There are days my job gets me bummed, sure.  I don’t get paid enough for the shit I have to do and tolerate, my co-workers are being raging cunts or it’s raining.  You know:  normal every day gripes.  I really think I should get the day off if it’s raining, though, seriously.  I don’t like my clothes feeling damp, everything smells like a soggy corpse and my hair is out of control and that makes me crabby all the live long rainy day.  I bought a huge gay pride golf umbrella recently though and it has this double decker feature thing.  Yay me buying an umbrella; it made me feel grown up, like owning a snow shovel or cheating on my taxes. Anyway, my point is, we all get down about our jobs from time to time and seeing what some random dude in Africa does puts it all in perspective.  Python catcher sounds way cooler than office administrator or actuary but it looks like a rather shit way to spend your days.

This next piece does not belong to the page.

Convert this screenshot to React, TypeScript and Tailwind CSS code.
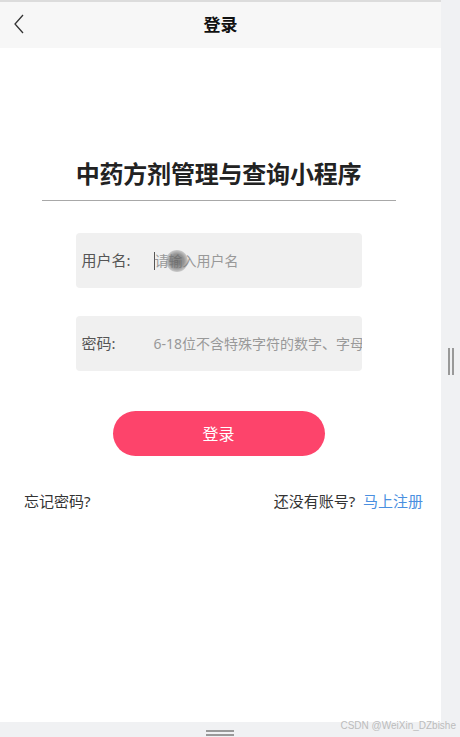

First, he wraps his arm in an animal skin for protection.

Then he crawls into the pit.

He lights his way with fucking burning sticks.

He finds a bigass snake and thinks, "Dinner!"

"Holy crap, it unhinged its jaw and it's gonna swallow me whole," is a statement that men should only make about ugly girls giving them blowjobs.

He lets it take his protected arm. Sort of like "noodling for fish." I don't have any idea what the fuck that means.

His buddy drags him out, backwards, by his feet, pulling the snake along. Yeah, my commute seems tolerable now.

That's one bigass snake. I bet you could get a purse AND boots from that fucker.

This will feed the village for a while and keep me stylish for a looong time. Total win-win.

I googled up “noodling for fish” so now I do know what it means and omg, people are batshitcrazy.  I can remember my brother getting bitten by a catfish and another brother who shredded his hand, trying to stick his hand through its mouth and hooking out the gills ON A PIKE.